Skot’s had an amazing sense of detail that extended to people, places and things. He could hear a person’s words and sum up their character in about 2 minutes. He could and often did point out editing errors in a film within a frame that was one tenth of a second long, particularly if the error had to do with military history. I cannot count the times he would shout at the screen “Hey that was a Dutch insignia on that guy” or “Oh my God that turret is all wrong” or “That’s the damn Uzbekistan flag … they weren’t even around yet!” Meanwhile whatever it was was long out of the frame and I would stare at the screen blankly and utter the obligatory “yes Skot, I am sure you’re right.” And he always was. How does a person become so observant? And how did he translate that so beautifully into his relationships and his work? I never figured it out, but it was a blast to watch it. It is why I have such a vivid memory of our life together. Skot played it back for me every day, and kept me in the moment. He wanted me to make sure I was seeing the details of our life, and how special and precious it was. He never really forgot anything and had a recall for topics that interested him, history science, geography … that I could only marvel at. He also saw the details of people’s character, their essence, their core. He listened and or looked for the truth in music, in love, and in life by paying attention to details that most of us would skate over.

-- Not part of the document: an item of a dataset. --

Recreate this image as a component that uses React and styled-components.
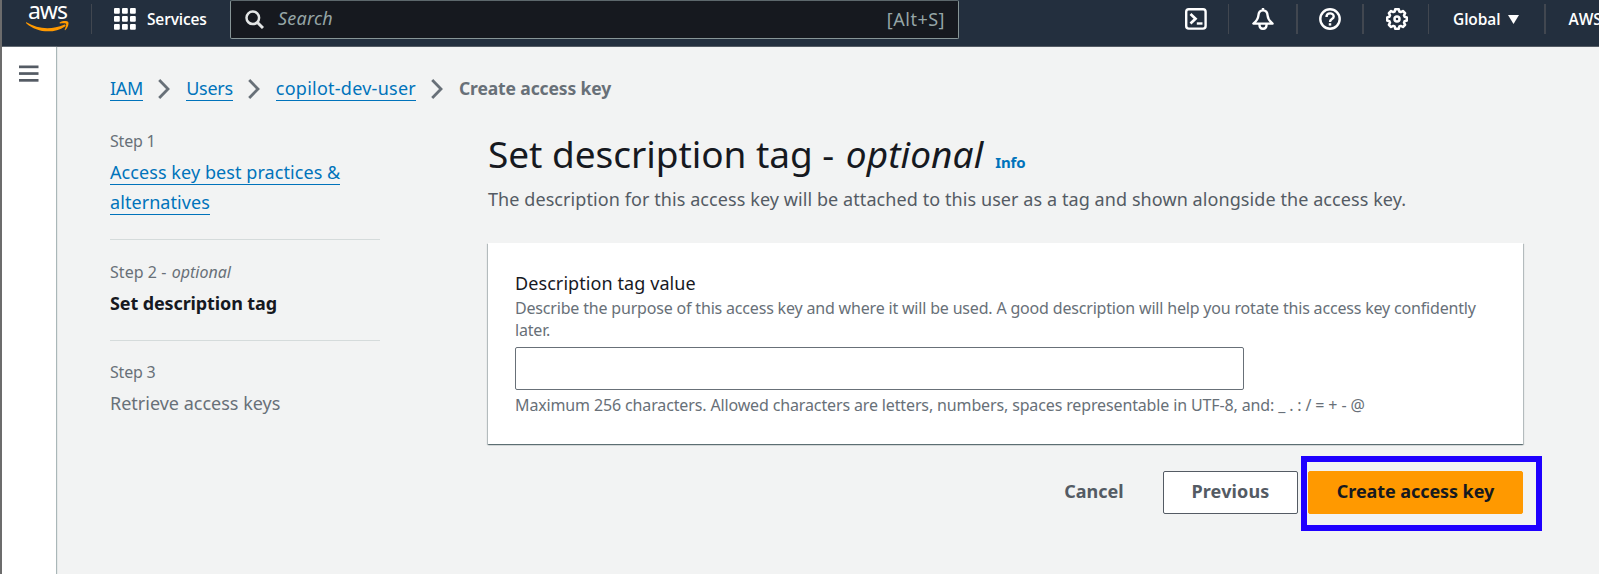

Skot was intense about what was right and wrong. He had an amazing blend of logic, common sense, and pure instinct. He was not neutral or nonchalant about anything. That is to say, if he didn’t care about something, he REALLY didn’t care about it, and he made sure you knew it. If he did care about something, it was all encompassing and a source of passion for him, and once you got to know him he would tell you about that too. While early on in our relationship I saw this is a sign of naiveté and thought he was somewhat judgmental, I learned later on that this is the most efficient way to be alive on this planet.



Between his bouts of cancer, I tried some of his reverse boot camp psychology to keep him from giving up. I told him that he needed a goal or something to strive for to want to keep living. He assured me that he did want to keep living, but for what he had already. Skot pointed out to me that he already had the house he wanted, the car he wanted, the wife he wanted, the job he wanted, the friends he wanted, the family he wanted, the record of service to his country that he wanted, and in a nutshell … the life he wanted. I sat in awed silence (for once) as I had no answer for this, but I said a silent prayer that I could be blessed and wise enough to reach that moment of revelation in my own life. Skot had contentment and inner peace dialed in for longer than I had even realized. What more can you ask for in a life? He packed it all in, and then added some extras for good measure, all without ever compromising his character. He left this earth with absolutely no regrets. He told me that verbatim many times. He had not one regret. That to me is just amazing.